We’ve heard the catchy descriptions: “We’re the Uber for Weed” (Eaze); “we’re the Uber for Massage” (Soothe); “the Uber for Booze” (Drizly). The list goes on…
Uber proved the scalability of the so-called “2-sided market” 10 years ago, spawning copycats across dozens of industries.
Has the mimicry worked? Based on Alexis Madrigal’s survey in The Atlantic, yes — for the companies, at least. For everyone else? Maybe not.
The Uber-ization of everything
There are hundreds of Uber-for-[X]s. The survey tracks 105 of them (in this lavish spreadsheet): Together, they have raised more than $7.4B in VC investment in industries ranging from food delivery to fitness.
But, to the more important question: How successful were they?
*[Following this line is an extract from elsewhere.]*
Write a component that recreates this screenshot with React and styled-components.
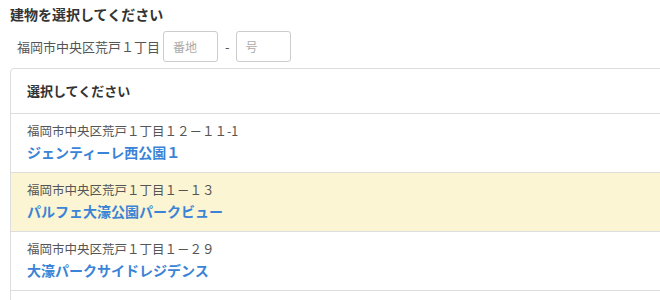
import React from "react";
import styled, { createGlobalStyle } from "styled-components";

const GlobalStyle = createGlobalStyle`
  html, body {
    margin: 0;
    padding: 0;
    background: #fff;
    overflow: hidden;
  }
  body {
    font-family: "Noto Sans CJK JP", "Noto Sans", sans-serif;
    color: #333;
  }
`;

const Page = styled.div`
  width: 680px;
  padding: 4px 0 0 10px;
  box-sizing: border-box;
`;

const Title = styled.h2`
  margin: 0;
  font-size: 14px;
  line-height: 20px;
  font-weight: bold;
  color: #333;
`;

const AddressRow = styled.div`
  display: flex;
  align-items: center;
  gap: 3px;
  margin-top: 7px;
  padding-left: 7px;
  height: 31px;
`;

const AddressLabel = styled.span`
  font-size: 13px;
  color: #555;
`;

const NumberInput = styled.input`
  width: 55px;
  height: 31px;
  box-sizing: border-box;
  border: 1px solid #ccc;
  border-radius: 3px;
  padding: 0 9px;
  font-family: inherit;
  font-size: 12px;
  color: #333;

  &::placeholder {
    color: #aaa;
  }
`;

const Dash = styled.span`
  font-size: 13px;
  color: #555;
  padding: 0 3px 0 4px;
`;

const ListBox = styled.div`
  margin-top: 6px;
  border: 1px solid #ddd;
  border-radius: 4px;
  width: 680px;
  min-height: 260px;
`;

const ListHeader = styled.div`
  padding: 12px 16px;
  line-height: 20px;
  font-size: 13px;
  font-weight: bold;
  color: #333;
  border-bottom: 1px solid #ddd;
`;

const Item = styled.div`
  padding: 7px 16px 9px;
  border-bottom: 1px solid #ddd;
  background: ${(p) => (p.$active ? "#fbf5d3" : "#fff")};
  cursor: pointer;
`;

const ItemAddress = styled.div`
  font-size: 12.5px;
  line-height: 20px;
  color: #555;
`;

const ItemName = styled.div`
  margin-top: 1px;
  font-size: 14px;
  line-height: 21px;
  font-weight: bold;
  color: #3a83d6;
`;

const buildings = [
  { address: "福岡市中央区荒戸１丁目１２－１１-1", name: "ジェンティーレ西公園１" },
  { address: "福岡市中央区荒戸１丁目１－１３", name: "パルフェ大濠公園パークビュー", active: true },
  { address: "福岡市中央区荒戸１丁目１－２９", name: "大濠パークサイドレジデンス" },
];

const App = () => {
  return (
    <>
      <GlobalStyle />
      <Page>
        <Title>建物を選択してください</Title>
        <AddressRow>
          <AddressLabel>福岡市中央区荒戸１丁目</AddressLabel>
          <NumberInput placeholder="番地" />
          <Dash>-</Dash>
          <NumberInput placeholder="号" />
        </AddressRow>
        <ListBox>
          <ListHeader>選択してください</ListHeader>
          {buildings.map((b, i) => (
            <Item key={i} $active={b.active}>
              <ItemAddress>{b.address}</ItemAddress>
              <ItemName>{b.name}</ItemName>
            </Item>
          ))}
        </ListBox>
      </Page>
    </>
  );
};

export default App;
Here’s the breakdown: 54 are still kicking, 28 have gone the way of Enron, 19 have been acquired, and 4 have achieved hallowed “unicorn” status.
Imitation is the sincerest form of… fundraising?
The overwhelming majority, 73 of 105, did not fail. In pursuit of rapid growth, investors lined up for startups built from a template. But is “not failing” the same as succeeding?
Consider this: Uber is still not profitable, (despite the $24B it’s raised). The 4 unicorns in the group — Instacart, DoorDash, Grubhub, and Postmates — have followed Uber’s expensive lead, raising an average of $1B apiece without becoming fully profitable.
Most gig economy platforms aren’t profitable — and may never be. Lyft’s IPO statement says: “We have incurred net losses each year since our inception and we may not be able to achieve or maintain profitability in the future.”
There aren’t many winners here
Well, these platforms must be good for workers and consumers… right?!
Not exactly: Ridesharing makes traffic worse, and gig workers struggle to make ends meet. But a myth of the “financial independence” they provide keeps these gig companies afloat in the court of public opinion.